Producing fuel with the highest Btu value is an ever-changing process.

November 24, 2016
Hilary Crisan
Conferences & events International Refuse-Derived Fuel (RDF) REW Conference Conversion Technologies Waste-to-Energy
From left to right (L-R): Kristin Smith, editor of Renewable Energy from Waste magazine, acting as moderator; Jim Bohlig of Repower South, Nathan Rich of Wasatch Integrated, Jim Wollshlager of Organix Solutions; and Fanis Tsilionis of Helector S.A.

Across the globe, keeping up with fuel processing can be a challenge. In the session “Fuel Processing Innovations” at the Renewable Energy from Waste Conference in Long Beach, California, Nov. 15, guest speakers shared their innovations and its effects.

“[Renewable energy] has to be a complementary solution,” Jim Bohlig, chief development officer of Repower South Spartanburg, South Carolina, said during the panel. “Solid waste is a personal matter that moves passed landfilling and toward diversion and recovery.”

Repower South offers its ReEngineered Feedstock, a biogenic alternative fuel source called “qualified biomass” derived from waste. It is produced through an U.S. Environmental Protect Agency (EPA)-approved process that results in GHG emissions two times smaller than biomass.

The fuel is composed of nonrecyclable fiber and polymer components of municipal solid waste (MSW) after front end processing in a materials recovery facility (MRF). It uses the same equipment and process that creates wood and other fuel pellets.

It has a heating value of more than 10,000 British thermal units (Btu) per pound, higher than the 6,000 British thermal units per pound from traditional biomass. The fuel has a 1,563 pounds of carbon dioxide per megawatt hour emission rate, which Bohlig says is lower than both traditional biomass and coal.

An example of a current application for this qualified biomass is in Chesapeake, Virignia, Bohlig said. A 15-year MSW supply agreement is in place between Southeastern Public Service Authority and Repower South, with a 10-year option. The process allows more than 95 percent of recoverable recyclables to be recovered, and 40 to 50 percent of the MSW is used as feedstock for fuel production. As a result, Bohlig said, 60 to 70 percent of the waste is diverted from landfill.

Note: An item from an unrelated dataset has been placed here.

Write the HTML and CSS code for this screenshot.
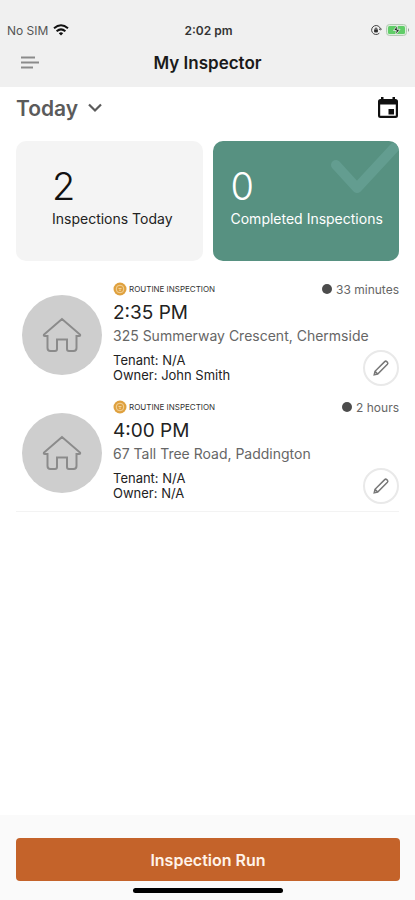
FILE: index.html
```html
<!DOCTYPE html>
<html lang="en">
<head>
<meta charset="utf-8">
<meta name="viewport" content="width=device-width, initial-scale=1">
<title>My Inspector</title>
<link rel="stylesheet" href="styles.css">
</head>
<body>
<svg class="defs" aria-hidden="true">
  <symbol id="house" viewBox="0 0 40 36">
    <path d="M20 2 2 17.500q-.7 1.500 1 1.500H5.500V31q0 3 3 3H13q2 0 2-2V22.500h10V32q0 2 2 2h4.500q3 0 3-3V19H37q1.700 0 1-1.500Z"/>
  </symbol>
  <symbol id="pencil" viewBox="0 0 18 18">
    <path d="M2.200 15.800 3 12.300 12.700 2.600q1-.9 2 0l.7.700q.9 1 0 2L5.700 15ZM3 12.300 5.700 15"/>
  </symbol>
  <symbol id="routine" viewBox="0 0 14 14">
    <circle cx="7" cy="7" r="6.500" fill="#dfa13f"/>
    <circle cx="7" cy="7" r="3.800" fill="none" stroke="#f3d39b"/>
    <path d="M5.500 6.500h3M6 8.200h2" fill="none" stroke="#f3d39b"/>
  </symbol>
</svg>
<header class="header">
  <div class="status">
    <div class="carrier">No SIM
      <svg width="16" height="12" viewBox="0 0 16 12" fill="none" stroke="#111" stroke-width="2"><path d="M1 4.300q7-6 14 0M3.600 7.200q4.400-3.700 8.800 0"/><path d="M8 11.500 5.800 9.200q2.200-1.700 4.400 0Z" fill="#111" stroke="none"/></svg>
    </div>
    <div class="clock">2:02 pm</div>
    <div class="indicators">
      <svg width="12" height="12" viewBox="0 0 12 12" fill="none" stroke="#444"><path d="M10.500 5A4.500 4.500 0 1 0 9.300 9.200M9 5l1.500 1L12 4.500"/><path d="M4.500 5.800h3v2.200h-3Z" fill="#222"/><path d="M5 5.500V4.500q1-1.200 2 0v1"/></svg>
      <svg width="24" height="12" viewBox="0 0 24 12"><rect x=".5" y=".5" width="20" height="11" rx="3" fill="#dcefdc" stroke="#b5c9b5"/><rect x="2" y="2" width="17" height="8" rx="1.500" fill="#60cd68"/><path d="M11.800 1 7.500 6.500h2.800l-.8 4.500L14 5.300h-3Z" fill="#222" stroke="#eff7ef" stroke-width=".8"/><path d="M22 4q2 2 0 4Z" fill="#8b988b"/></svg>
    </div>
  </div>
  <div class="navbar">
    <button class="icon-button menu" aria-label="Menu"><svg width="20" height="14" viewBox="0 0 20 14" stroke="#8b8b8b" stroke-width="2"><path d="M1 1.500h14M1 6.500h18M1 11.500h12"/></svg></button>
    <h1>My Inspector</h1>
  </div>
</header>
<main class="content">
  <div class="filter">
    <button class="period">Today <svg width="14" height="10" viewBox="0 0 14 10" fill="none" stroke="#5b5b5b" stroke-width="2.200"><path d="m1 1.500 6 6 6-6"/></svg></button>
    <button class="icon-button" aria-label="Calendar"><svg width="22" height="24" viewBox="0 0 22 24"><path fill="#101010" fill-rule="evenodd" d="M4 1h2.500v2h9V1H18v2h.5Q21 3 21 5.500v14q0 2.500-2.500 2.500h-15Q1 22 1 19.500v-14Q1 3 3.500 3H4ZM3.200 8.500v11.300h15.600V8.500ZM11.500 13H17v5.500h-5.500Z"/></svg></button>
  </div>
  <section class="summary">
    <div class="card today"><strong>2</strong><span>Inspections Today</span></div>
    <div class="card done">
      <svg class="tick" viewBox="0 0 70 56" fill="none" stroke="#639d90" stroke-width="10" stroke-linecap="round" stroke-linejoin="round"><path d="m7 24 21 23L66 6"/></svg>
      <strong>0</strong><span>Completed Inspections</span>
    </div>
  </section>
  <ul class="list">
    <li class="item">
      <div class="avatar"><svg width="40" height="36"><use href="#house"/></svg></div>
      <div class="details">
        <div class="top"><span class="kind"><svg width="14" height="14"><use href="#routine"/></svg>ROUTINE INSPECTION</span><span class="due">33 minutes</span></div>
        <h2>2:35 PM</h2>
        <p class="address">325 Summerway Crescent, Chermside</p>
        <div class="bottom"><p>Tenant: N/A<br>Owner: John Smith</p><button class="edit" aria-label="Edit inspection"><svg width="18" height="18"><use href="#pencil"/></svg></button></div>
      </div>
    </li>
    <li class="item">
      <div class="avatar"><svg width="40" height="36"><use href="#house"/></svg></div>
      <div class="details">
        <div class="top"><span class="kind"><svg width="14" height="14"><use href="#routine"/></svg>ROUTINE INSPECTION</span><span class="due">2 hours</span></div>
        <h2>4:00 PM</h2>
        <p class="address">67 Tall Tree Road, Paddington</p>
        <div class="bottom"><p>Tenant: N/A<br>Owner: N/A</p><button class="edit" aria-label="Edit inspection"><svg width="18" height="18"><use href="#pencil"/></svg></button></div>
      </div>
    </li>
  </ul>
</main>
<footer class="footer">
  <button class="run">Inspection Run</button>
  <div class="home"></div>
</footer>
</body>
</html>
```
FILE: styles.css
```css
* { box-sizing: border-box; }
body {
  margin: 0;
  min-height: 100vh;
  display: flex;
  flex-direction: column;
  background: #fff;
  color: #222;
  font-family: Inter, "Liberation Sans", sans-serif;
}
h1, h2, p, ul { margin: 0; padding: 0; }
button { border: 0; padding: 0; font: inherit; cursor: pointer; }
svg { display: block; }
.defs { position: absolute; width: 0; height: 0; }

.header { background: #f0f0f0; padding-top: 21px; }
.status {
  display: grid;
  grid-template-columns: 1fr auto 1fr;
  align-items: center;
  height: 18px;
  padding: 0 5px 0 7px;
  font-size: 12px;
}
.carrier { display: flex; align-items: center; gap: 5px; color: #555; }
.clock { font-weight: 600; color: #333; }
.indicators { display: flex; align-items: center; justify-content: flex-end; gap: 4px; }
.navbar {
  display: grid;
  grid-template-columns: 1fr auto 1fr;
  align-items: center;
  height: 48px;
  padding: 0 20px;
}
.navbar h1 { font-size: 17px; font-weight: 600; line-height: 24px; color: #1a1a1a; }
.icon-button { background: none; }
.menu { justify-self: start; }

.content { flex: 1; padding: 0 16px; }
.filter { display: flex; align-items: center; justify-content: space-between; height: 42px; }
.period {
  display: flex;
  align-items: center;
  gap: 10px;
  background: none;
  color: #5b5b5b;
  font-size: 21px;
  font-weight: 600;
}
.summary { display: grid; grid-template-columns: 1fr 1fr; gap: 10px; padding-top: 12px; }
.card {
  position: relative;
  height: 120px;
  padding: 24px 0 0 18px;
  border-radius: 10px;
  background: #f4f4f4;
  overflow: hidden;
  white-space: nowrap;
}
.card.today { padding-left: 36px; }
.card strong, .card span { position: relative; display: block; }
.card strong { font-size: 38px; font-weight: 300; line-height: 42px; color: #111; }
.card span { font-size: 14px; line-height: 24px; }
.card.done { background: #579181; }
.card.done strong, .card.done span { color: #fff; }
.tick { position: absolute; top: 0; right: 0; width: 70px; height: 56px; }

.list { list-style: none; margin-top: 19px; border-bottom: 1px solid #f3f3f3; }
.item { display: flex; gap: 11px; height: 118px; padding-left: 6px; }
.item:last-child { height: 113px; }
.avatar {
  display: grid;
  place-items: center;
  flex: none;
  width: 80px;
  height: 80px;
  margin-top: 15px;
  border-radius: 50%;
  background: #cecece;
  fill: none;
  stroke: #8b8b8b;
  stroke-width: 2;
}
.details { flex: 1; min-width: 0; }
.top { display: flex; justify-content: space-between; align-items: center; height: 18px; }
.kind { display: flex; align-items: center; gap: 2px; font-size: 8px; color: #333; }
.due { display: flex; align-items: center; gap: 4px; font-size: 12px; color: #666; }
.due::before { content: ""; width: 10px; height: 10px; border-radius: 50%; background: #4c4c4c; }
.item h2 { font-size: 19px; font-weight: 400; line-height: 30px; color: #222; }
.address { font-size: 14px; line-height: 15px; color: #666; white-space: nowrap; }
.bottom { display: flex; justify-content: space-between; padding-top: 7px; }
.bottom p { padding-top: 3px; font-size: 13px; line-height: 15px; }
.edit {
  display: grid;
  place-items: center;
  width: 36px;
  height: 36px;
  border: 2px solid #e9e9e9;
  border-radius: 50%;
  background: #fff;
  fill: none;
  stroke: #777;
  stroke-width: 1.5;
}

.footer { padding: 23px 15px 7px 16px; background: #fafafa; }
.run {
  display: block;
  width: 100%;
  height: 43px;
  border-radius: 4px;
  background: #c4632a;
  color: #fff3e9;
  font-size: 16px;
  font-weight: 600;
}
.home { width: 150px; height: 5px; margin: 7px auto 0; border-radius: 3px; background: #000; }
```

Nathan Rich, executive director of Layton, Utah-based Wasatch Integrated Waste Management District, worked with the Davis Energy Recovery Facility to upgrade its fuel processing system.

The Davis Energy Recovery Facility is located in a special service district and is owned by Davis and Morgan counties, as well as 15 cities in Utah that produce 275,000 of MSW annually.

In 2014, the facility used 11,538 tons of its annual 274,325 tonnage for energy recovery. Wasatch Integrated implemented mixed waste preprocessing to improve fuel quality for the facility. Renewable Resource Consultants own and engineer the preprocessing facility while Machinex provided $1.57 million worth of equipment. Jacbonsen Construction was used for the site and building work at a cost of $1.72 million. The total project cost was $4 million.

Originally, yard waste in particular was an issue for the facility, hurting its combustion process the most. Its preprocessing system first removes materials that can’t be processed, recovers limited recyclables, opens bags and break glass, then removes everything smaller than two inches from the waste—including yard waste, glass, organics and dirt.

With the preprocessing system in place, the facility uses less natural gas, decreased hydrated lime usage by 30 to 50 percent, decreased its carbon dioxide and sulfur dioxide emissions and recovered more ferrous scrap from its bottom ash.

Organix Solutions, Maple Grove, Minnesota, has a “layered” approach to waste management and energy recovery, according to CEO Jim Wollshlager.

In order to successfully achieve the first layer (“source separated organics”) of Organix’s process, the company started the Green Bag Organix co-collection program for municipalities and haulers, where organic waste is co-collected in a separate bag with other MSW where it is sorted and diverted. More than 31 cities throughout Minnesota are participating in the program.

For processing at the MRF (layer two), Wollshlager said 20 to 30 percent of the waste stream is captured in a 40-inch long trommel screen. Around 56 percent of the materials captured is organic materials. The other 42 percent of materials is then captured in the BurCell system (layer three), and a Torxx Kentic pulverizer prepares the feedstock for anaerobic digestion (layer four). This produces 320,000 diesel gallon equivalents of CNG for Organix.

In Greece, Fanis Tsilionis, senior engineer at Helector S.A., headquarted in Nea Kifissa, Greece, worked on a refuse derived fuel (RDF) project in the Sofia municipality. The project held a trial operation for 12 months, from October 2015 until September 2016, where the input was composed of a high number of organics, paper, plastics and glass.

The MSW is unloaded into two deep bunkers and four process lines. The glass and ferrous metals are recovered, and the material is mechanically separated for bio-drying and composting. This separation recovers plastics and paper for reuse. Twenty-six bioreactors dry the material and three process lines transfer it to the RDF production building.

During RDF production, combustible materials, PVC and organics are removed and the remaining material is baled. The RDF then is sent to cement kilns, used at the Sofia municipality’s combined heat and power plant and has the potential to be used at a waste-to-energy facility.

The Renewable Energy from Waste Conference took place at the Westin Long Beach, Long Beach, California, Nov. 14-16.